WHAT IS ASKED:
Copy out all lines where "components" appears.

•••••

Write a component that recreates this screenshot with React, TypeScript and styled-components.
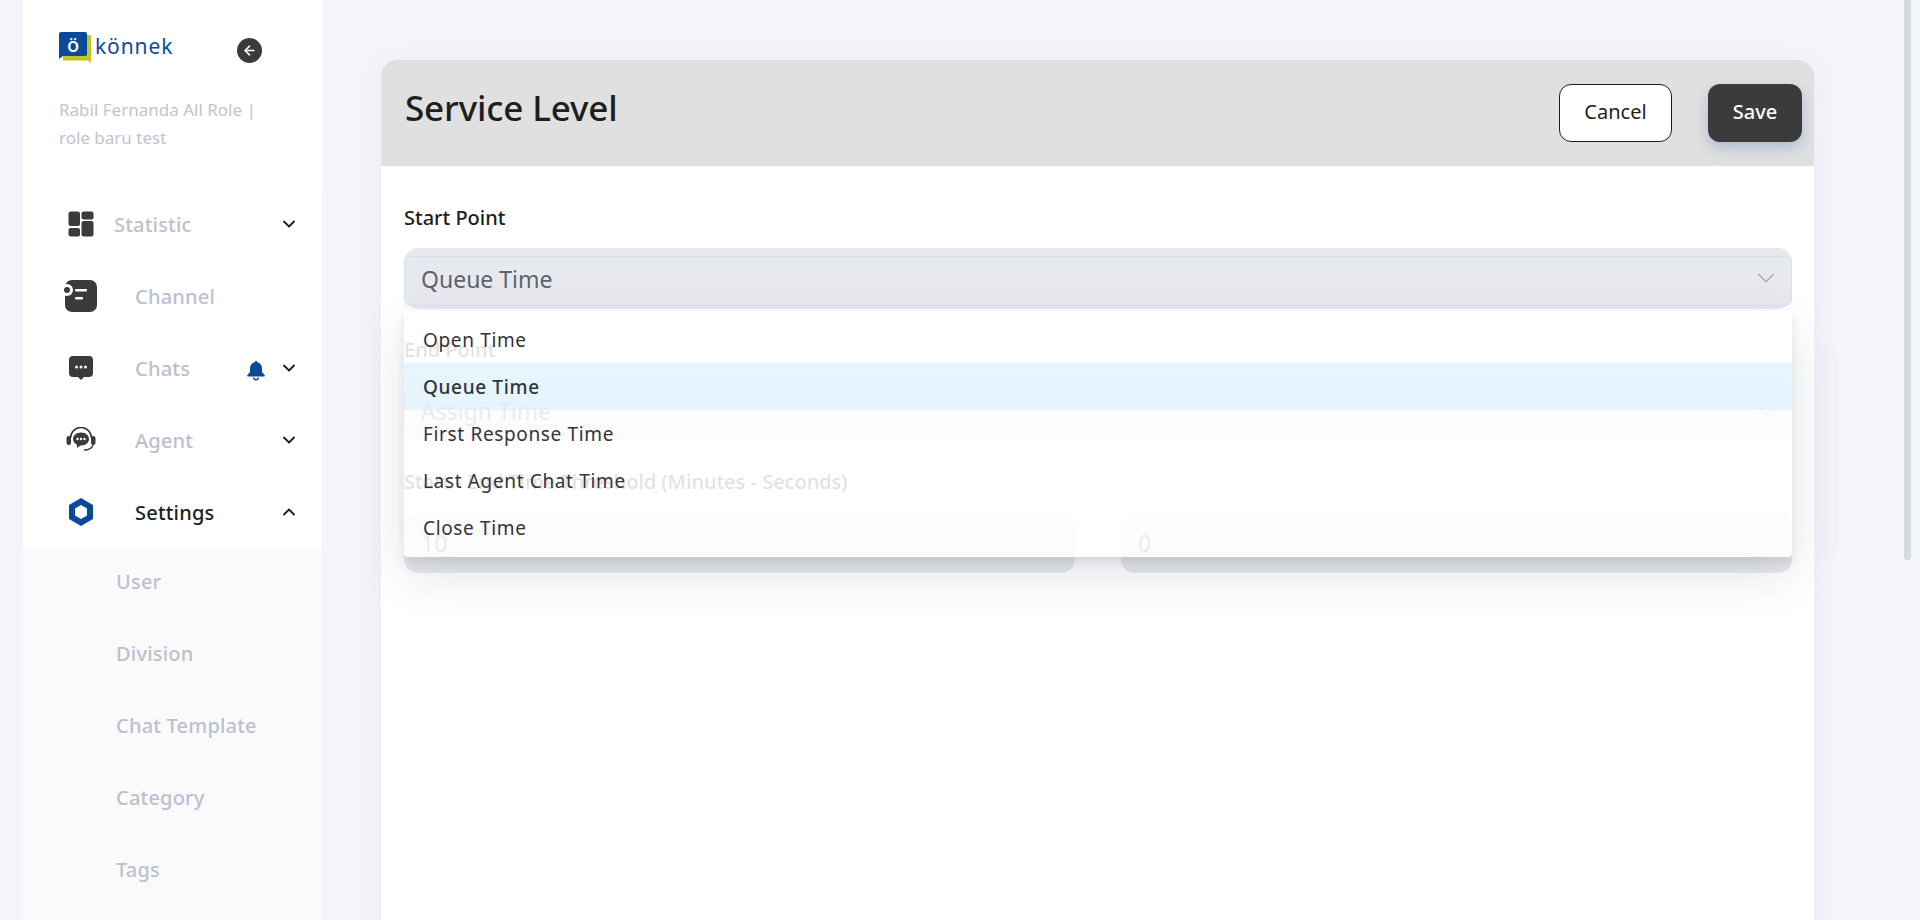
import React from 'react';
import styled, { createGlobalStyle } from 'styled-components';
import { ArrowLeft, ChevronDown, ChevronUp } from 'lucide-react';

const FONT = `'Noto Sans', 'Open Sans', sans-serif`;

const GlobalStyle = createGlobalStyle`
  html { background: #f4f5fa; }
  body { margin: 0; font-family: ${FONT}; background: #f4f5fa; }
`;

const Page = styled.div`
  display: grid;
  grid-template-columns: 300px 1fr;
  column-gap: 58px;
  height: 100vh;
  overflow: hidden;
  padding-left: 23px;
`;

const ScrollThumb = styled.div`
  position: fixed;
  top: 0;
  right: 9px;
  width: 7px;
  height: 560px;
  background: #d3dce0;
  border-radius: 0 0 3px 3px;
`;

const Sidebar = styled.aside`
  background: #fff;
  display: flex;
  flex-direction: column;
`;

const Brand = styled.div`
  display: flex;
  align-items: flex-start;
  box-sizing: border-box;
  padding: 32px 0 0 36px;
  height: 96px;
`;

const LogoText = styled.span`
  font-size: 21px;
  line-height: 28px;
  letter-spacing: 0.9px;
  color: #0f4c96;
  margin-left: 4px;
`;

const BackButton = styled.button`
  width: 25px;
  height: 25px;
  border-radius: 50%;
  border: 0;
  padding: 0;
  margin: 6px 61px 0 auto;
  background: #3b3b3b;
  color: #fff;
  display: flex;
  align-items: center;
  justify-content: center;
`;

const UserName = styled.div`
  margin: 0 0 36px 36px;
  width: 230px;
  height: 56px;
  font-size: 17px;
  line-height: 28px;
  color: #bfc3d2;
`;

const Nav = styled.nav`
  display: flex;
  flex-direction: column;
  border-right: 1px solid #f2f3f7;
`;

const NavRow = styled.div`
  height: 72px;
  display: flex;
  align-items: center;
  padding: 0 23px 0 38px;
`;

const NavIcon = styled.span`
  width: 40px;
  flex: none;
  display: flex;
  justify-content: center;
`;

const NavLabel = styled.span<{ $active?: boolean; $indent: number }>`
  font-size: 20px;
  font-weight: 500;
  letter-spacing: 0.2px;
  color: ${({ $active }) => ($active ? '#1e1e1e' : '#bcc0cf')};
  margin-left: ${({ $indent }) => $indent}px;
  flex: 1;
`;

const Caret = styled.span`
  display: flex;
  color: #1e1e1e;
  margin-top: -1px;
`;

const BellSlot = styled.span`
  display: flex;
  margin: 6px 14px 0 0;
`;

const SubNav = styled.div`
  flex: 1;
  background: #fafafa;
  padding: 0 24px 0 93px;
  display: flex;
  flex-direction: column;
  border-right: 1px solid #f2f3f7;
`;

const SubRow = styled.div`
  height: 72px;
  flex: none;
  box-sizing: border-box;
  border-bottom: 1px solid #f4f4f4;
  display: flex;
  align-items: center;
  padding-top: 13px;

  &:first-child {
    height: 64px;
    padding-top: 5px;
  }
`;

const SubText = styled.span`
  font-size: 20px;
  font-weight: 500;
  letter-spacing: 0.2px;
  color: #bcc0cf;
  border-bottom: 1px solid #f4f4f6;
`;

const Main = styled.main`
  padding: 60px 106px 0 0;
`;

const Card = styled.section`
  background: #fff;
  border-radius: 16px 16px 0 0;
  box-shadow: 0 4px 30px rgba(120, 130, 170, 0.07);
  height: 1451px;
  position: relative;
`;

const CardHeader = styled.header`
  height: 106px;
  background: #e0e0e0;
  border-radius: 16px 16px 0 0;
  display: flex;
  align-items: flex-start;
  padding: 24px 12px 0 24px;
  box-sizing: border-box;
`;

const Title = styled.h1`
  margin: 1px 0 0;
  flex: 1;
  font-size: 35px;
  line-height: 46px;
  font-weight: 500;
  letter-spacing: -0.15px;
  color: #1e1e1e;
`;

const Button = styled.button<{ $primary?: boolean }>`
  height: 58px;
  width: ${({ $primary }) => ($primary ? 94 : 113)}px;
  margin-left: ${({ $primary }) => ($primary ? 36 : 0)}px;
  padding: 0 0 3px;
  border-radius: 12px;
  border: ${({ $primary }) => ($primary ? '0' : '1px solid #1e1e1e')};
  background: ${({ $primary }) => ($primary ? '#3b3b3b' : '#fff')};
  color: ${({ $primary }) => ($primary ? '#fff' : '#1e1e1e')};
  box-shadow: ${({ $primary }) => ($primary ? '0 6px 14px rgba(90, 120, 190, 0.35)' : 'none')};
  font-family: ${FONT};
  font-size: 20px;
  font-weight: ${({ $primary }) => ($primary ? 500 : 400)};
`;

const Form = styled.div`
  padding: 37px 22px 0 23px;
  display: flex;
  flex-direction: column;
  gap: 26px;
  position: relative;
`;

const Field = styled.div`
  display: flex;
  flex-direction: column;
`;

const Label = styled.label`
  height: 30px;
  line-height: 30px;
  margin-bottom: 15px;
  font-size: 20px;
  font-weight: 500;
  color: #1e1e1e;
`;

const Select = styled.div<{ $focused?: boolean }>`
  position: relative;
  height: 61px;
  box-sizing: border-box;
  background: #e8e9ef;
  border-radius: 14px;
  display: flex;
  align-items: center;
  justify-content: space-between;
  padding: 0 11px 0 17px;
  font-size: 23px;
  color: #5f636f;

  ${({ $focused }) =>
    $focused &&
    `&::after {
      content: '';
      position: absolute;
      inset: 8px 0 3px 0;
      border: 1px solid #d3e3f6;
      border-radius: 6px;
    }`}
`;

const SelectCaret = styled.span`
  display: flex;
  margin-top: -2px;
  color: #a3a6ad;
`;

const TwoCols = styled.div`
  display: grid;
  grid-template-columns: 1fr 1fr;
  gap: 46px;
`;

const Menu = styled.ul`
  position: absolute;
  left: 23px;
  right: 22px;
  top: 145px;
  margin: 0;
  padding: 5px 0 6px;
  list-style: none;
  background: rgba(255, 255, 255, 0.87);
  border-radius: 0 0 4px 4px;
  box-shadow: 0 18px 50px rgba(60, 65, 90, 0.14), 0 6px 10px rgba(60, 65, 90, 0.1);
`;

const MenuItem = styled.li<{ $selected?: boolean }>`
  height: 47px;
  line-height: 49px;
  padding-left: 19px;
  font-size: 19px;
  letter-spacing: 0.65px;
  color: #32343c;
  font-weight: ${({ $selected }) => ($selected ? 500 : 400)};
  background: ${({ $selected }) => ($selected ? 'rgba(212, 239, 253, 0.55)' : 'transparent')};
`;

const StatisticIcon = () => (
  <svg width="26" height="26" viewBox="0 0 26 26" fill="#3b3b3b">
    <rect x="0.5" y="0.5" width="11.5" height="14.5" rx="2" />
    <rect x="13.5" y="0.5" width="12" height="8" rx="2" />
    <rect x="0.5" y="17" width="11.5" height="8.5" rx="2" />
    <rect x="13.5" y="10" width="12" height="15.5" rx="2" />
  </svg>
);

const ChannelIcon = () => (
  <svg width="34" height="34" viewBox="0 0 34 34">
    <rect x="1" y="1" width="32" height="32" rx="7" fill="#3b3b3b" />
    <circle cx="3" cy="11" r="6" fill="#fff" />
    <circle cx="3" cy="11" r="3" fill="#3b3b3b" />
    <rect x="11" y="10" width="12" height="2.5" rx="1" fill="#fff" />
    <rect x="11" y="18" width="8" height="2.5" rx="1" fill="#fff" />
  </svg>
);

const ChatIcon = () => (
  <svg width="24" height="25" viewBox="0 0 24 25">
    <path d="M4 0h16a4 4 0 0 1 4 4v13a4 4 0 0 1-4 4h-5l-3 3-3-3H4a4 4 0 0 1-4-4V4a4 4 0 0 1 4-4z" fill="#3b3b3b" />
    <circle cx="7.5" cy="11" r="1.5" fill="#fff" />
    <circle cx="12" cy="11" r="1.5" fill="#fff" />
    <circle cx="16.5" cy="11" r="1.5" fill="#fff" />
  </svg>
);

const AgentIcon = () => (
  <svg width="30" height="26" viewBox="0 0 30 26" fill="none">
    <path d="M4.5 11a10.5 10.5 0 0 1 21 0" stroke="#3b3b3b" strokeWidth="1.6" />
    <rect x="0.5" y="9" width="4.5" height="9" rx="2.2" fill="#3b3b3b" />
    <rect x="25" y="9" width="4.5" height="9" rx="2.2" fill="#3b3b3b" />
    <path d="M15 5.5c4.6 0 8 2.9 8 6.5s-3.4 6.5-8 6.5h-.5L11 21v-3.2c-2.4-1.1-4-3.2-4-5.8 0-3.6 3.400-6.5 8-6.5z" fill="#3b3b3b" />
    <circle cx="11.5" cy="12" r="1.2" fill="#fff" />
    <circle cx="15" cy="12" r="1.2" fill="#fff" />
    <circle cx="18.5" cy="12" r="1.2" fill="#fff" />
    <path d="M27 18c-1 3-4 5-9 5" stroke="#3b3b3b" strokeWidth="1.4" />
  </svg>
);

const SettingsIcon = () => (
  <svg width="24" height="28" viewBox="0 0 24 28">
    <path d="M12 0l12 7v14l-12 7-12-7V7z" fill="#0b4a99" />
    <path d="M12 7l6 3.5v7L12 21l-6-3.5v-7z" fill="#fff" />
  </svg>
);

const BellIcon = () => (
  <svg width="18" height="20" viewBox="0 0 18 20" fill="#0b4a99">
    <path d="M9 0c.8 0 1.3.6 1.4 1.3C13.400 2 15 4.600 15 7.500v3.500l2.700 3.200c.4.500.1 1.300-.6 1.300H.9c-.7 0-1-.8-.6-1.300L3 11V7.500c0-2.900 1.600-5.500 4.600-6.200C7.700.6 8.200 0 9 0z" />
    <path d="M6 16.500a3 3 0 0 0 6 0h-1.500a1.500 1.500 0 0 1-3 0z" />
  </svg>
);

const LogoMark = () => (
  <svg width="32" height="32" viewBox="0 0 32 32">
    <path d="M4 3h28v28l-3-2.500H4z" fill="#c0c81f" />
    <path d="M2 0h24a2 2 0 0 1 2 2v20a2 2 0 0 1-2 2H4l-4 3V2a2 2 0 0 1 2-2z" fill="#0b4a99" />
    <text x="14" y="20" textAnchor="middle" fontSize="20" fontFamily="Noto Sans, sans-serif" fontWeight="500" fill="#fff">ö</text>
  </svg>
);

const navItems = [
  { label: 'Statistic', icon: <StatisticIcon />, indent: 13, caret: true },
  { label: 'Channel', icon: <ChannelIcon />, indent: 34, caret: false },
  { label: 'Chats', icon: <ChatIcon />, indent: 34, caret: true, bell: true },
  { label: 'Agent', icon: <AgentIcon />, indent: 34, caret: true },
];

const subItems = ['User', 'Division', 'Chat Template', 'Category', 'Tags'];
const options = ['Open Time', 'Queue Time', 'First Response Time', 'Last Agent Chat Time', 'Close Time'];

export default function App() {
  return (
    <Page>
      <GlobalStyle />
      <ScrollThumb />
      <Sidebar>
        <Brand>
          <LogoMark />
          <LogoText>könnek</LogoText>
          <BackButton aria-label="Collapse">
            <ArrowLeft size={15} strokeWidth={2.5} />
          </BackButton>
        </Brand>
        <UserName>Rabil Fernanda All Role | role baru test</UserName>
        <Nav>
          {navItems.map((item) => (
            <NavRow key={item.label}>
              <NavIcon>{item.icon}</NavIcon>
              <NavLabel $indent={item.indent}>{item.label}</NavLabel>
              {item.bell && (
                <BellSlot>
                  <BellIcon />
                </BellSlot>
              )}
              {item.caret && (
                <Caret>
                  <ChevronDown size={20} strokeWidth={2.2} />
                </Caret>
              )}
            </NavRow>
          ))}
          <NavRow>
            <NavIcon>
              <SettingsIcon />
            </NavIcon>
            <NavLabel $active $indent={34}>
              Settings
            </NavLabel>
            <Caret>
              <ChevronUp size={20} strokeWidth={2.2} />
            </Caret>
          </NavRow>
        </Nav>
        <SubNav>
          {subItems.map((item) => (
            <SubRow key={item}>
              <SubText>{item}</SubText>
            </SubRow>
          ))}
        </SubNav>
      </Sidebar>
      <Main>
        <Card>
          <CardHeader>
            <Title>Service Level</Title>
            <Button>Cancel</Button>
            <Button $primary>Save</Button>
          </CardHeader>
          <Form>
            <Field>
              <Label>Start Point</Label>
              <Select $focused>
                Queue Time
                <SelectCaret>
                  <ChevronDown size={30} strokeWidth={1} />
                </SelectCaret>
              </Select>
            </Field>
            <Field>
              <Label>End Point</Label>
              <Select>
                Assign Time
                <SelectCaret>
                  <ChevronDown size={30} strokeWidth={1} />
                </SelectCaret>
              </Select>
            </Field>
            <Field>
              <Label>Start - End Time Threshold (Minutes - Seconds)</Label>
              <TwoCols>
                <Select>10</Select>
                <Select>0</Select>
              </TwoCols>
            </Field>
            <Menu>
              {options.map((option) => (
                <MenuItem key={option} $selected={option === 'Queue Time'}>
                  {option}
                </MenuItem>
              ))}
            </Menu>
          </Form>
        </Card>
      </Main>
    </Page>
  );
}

•••••

COMPLETED EXERCISE:
Write a component that recreates this screenshot with React, TypeScript and styled-components.
import styled, { createGlobalStyle } from 'styled-components';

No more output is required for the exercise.